OBJECTIVE: Reply only with how many lines contain the word "screenshot".
--- start of INFORMATION SUPPLIED ---
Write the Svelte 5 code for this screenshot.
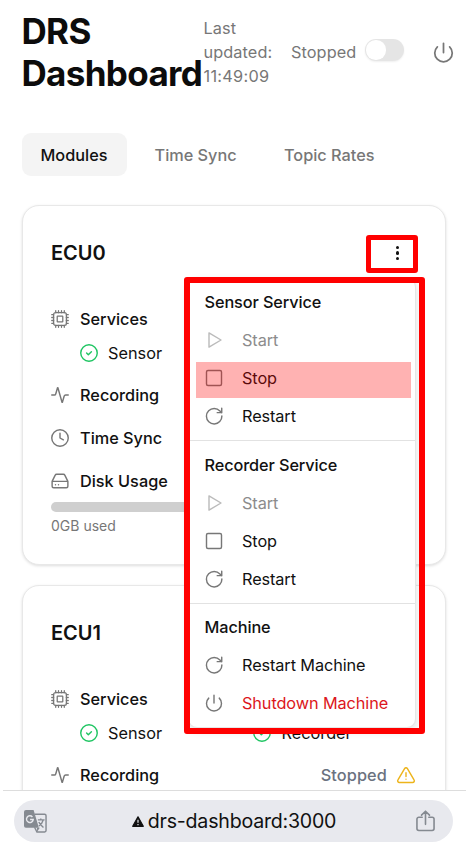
--- end of INFORMATION SUPPLIED ---
--- start of INFORMATION SUPPLIED ---
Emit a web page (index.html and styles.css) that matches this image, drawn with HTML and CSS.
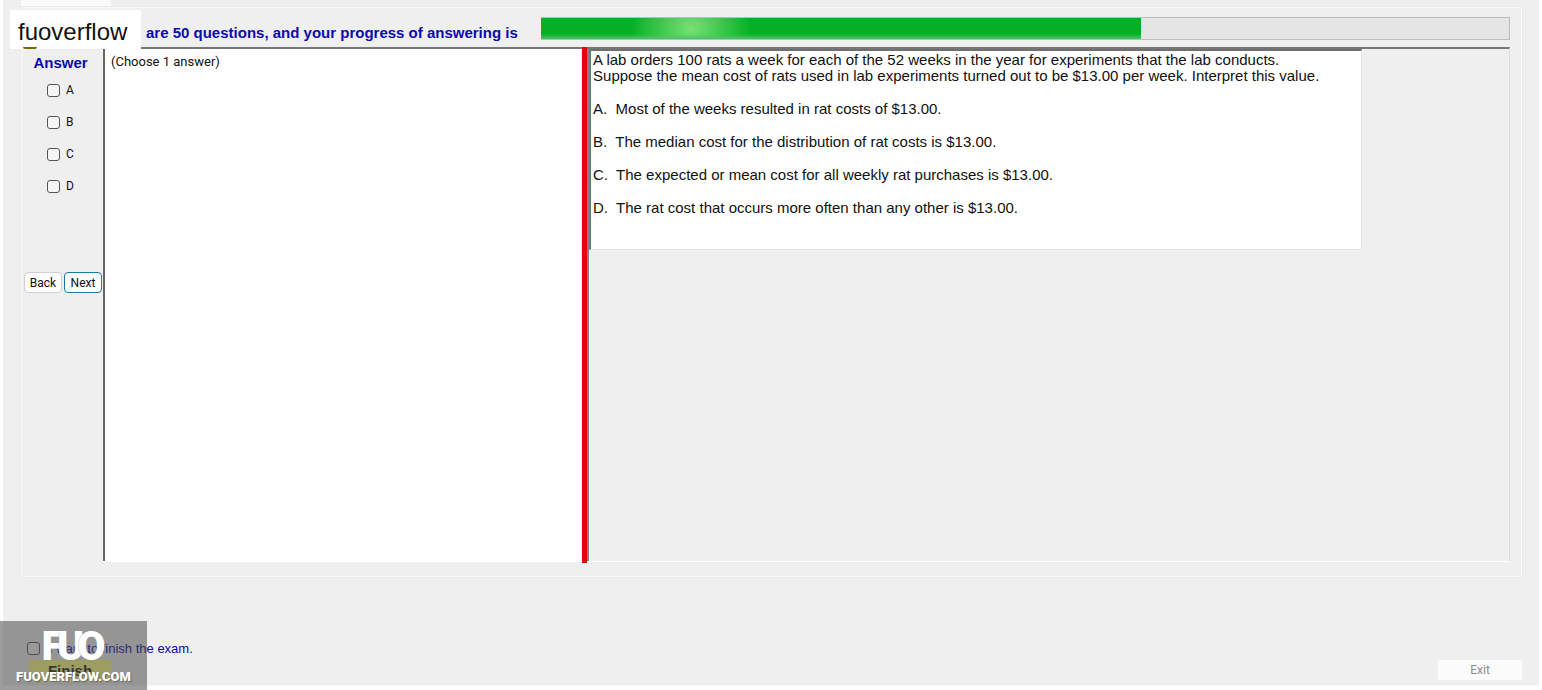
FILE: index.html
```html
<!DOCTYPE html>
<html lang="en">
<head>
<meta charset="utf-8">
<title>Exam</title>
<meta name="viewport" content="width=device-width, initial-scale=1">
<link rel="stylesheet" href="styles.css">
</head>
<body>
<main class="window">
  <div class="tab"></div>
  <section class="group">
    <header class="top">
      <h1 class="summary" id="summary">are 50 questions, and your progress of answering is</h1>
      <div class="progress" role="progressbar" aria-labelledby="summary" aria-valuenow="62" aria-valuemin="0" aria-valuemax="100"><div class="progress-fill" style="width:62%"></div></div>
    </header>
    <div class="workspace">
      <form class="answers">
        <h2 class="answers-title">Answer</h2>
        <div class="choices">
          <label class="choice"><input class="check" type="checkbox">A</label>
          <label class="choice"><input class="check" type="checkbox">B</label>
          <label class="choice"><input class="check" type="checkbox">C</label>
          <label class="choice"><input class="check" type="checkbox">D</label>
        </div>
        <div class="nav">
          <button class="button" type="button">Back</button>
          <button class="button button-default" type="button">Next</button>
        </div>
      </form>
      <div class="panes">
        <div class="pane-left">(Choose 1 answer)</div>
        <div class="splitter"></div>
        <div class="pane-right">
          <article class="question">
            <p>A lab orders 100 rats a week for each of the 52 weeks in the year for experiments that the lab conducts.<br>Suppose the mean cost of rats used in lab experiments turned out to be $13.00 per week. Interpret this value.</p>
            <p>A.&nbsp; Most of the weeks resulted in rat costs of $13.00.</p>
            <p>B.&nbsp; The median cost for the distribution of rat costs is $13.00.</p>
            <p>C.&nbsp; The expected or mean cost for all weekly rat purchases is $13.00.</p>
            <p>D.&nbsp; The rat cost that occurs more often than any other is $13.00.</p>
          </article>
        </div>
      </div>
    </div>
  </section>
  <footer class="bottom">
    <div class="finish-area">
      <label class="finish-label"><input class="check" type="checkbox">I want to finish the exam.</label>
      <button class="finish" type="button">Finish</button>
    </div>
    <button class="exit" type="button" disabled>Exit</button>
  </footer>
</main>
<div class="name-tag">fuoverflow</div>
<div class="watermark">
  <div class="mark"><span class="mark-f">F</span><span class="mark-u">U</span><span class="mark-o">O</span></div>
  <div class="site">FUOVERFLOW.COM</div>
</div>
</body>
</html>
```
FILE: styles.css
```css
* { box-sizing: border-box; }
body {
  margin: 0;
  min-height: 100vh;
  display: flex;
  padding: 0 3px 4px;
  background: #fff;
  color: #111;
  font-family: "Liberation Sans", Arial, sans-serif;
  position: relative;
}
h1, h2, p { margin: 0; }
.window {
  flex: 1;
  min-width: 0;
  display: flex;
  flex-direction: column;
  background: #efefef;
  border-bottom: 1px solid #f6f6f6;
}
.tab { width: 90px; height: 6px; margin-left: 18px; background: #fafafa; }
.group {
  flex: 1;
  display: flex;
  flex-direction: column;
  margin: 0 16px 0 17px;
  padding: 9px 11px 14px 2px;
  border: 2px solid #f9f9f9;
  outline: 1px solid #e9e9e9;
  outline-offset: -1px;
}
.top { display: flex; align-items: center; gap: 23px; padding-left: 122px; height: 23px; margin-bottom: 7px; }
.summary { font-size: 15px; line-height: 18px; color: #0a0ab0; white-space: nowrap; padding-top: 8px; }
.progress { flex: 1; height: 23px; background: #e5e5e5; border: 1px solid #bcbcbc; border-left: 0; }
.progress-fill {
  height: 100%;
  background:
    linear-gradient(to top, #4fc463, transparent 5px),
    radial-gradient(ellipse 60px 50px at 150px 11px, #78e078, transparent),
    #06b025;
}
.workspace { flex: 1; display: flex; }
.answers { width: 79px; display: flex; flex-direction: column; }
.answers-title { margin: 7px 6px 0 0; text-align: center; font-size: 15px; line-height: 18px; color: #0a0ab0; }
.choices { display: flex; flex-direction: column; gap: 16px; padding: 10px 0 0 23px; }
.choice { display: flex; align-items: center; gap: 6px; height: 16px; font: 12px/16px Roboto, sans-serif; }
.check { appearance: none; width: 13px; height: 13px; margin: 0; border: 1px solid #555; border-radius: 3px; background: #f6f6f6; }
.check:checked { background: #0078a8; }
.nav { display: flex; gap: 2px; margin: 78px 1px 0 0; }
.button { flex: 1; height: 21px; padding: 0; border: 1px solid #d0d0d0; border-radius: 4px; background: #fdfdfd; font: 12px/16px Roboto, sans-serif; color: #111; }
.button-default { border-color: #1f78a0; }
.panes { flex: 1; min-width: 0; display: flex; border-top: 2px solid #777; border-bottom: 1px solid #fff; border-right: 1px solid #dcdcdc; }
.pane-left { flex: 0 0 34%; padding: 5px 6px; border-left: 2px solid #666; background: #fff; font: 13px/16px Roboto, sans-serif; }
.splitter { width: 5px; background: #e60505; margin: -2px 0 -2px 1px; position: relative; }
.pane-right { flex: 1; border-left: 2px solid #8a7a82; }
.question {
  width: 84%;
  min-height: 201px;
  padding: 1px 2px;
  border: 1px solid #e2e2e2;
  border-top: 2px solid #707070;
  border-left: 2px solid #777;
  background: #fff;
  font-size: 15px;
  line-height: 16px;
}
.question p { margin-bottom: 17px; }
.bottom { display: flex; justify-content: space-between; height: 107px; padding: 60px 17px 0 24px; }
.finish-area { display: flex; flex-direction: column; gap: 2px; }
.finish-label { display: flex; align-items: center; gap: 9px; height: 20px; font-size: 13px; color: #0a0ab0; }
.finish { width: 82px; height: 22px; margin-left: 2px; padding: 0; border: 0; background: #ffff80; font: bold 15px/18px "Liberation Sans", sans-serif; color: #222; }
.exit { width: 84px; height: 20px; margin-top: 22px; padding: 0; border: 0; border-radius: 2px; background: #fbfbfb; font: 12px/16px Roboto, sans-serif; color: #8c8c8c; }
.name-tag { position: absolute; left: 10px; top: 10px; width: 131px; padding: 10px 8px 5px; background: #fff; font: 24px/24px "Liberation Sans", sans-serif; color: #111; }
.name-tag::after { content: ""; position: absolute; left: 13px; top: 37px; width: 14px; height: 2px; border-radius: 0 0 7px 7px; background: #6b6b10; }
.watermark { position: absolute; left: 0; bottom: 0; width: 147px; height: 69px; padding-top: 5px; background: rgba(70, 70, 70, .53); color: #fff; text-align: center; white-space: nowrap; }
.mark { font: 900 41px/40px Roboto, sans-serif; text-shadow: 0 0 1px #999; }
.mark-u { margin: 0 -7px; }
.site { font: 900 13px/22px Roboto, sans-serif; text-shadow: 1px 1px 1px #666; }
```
--- end of INFORMATION SUPPLIED ---
--- start of INFORMATION SUPPLIED ---
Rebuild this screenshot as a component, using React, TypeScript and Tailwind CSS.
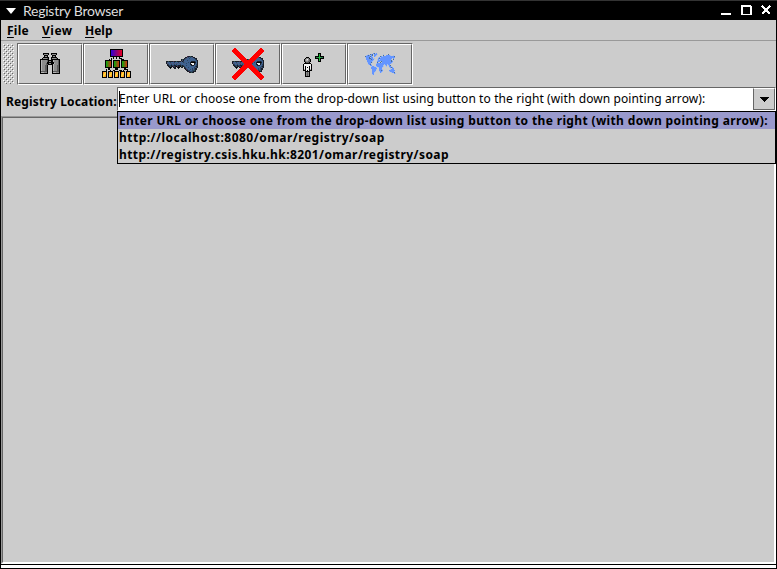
--- end of INFORMATION SUPPLIED ---
EXPECTED ANSWER: 2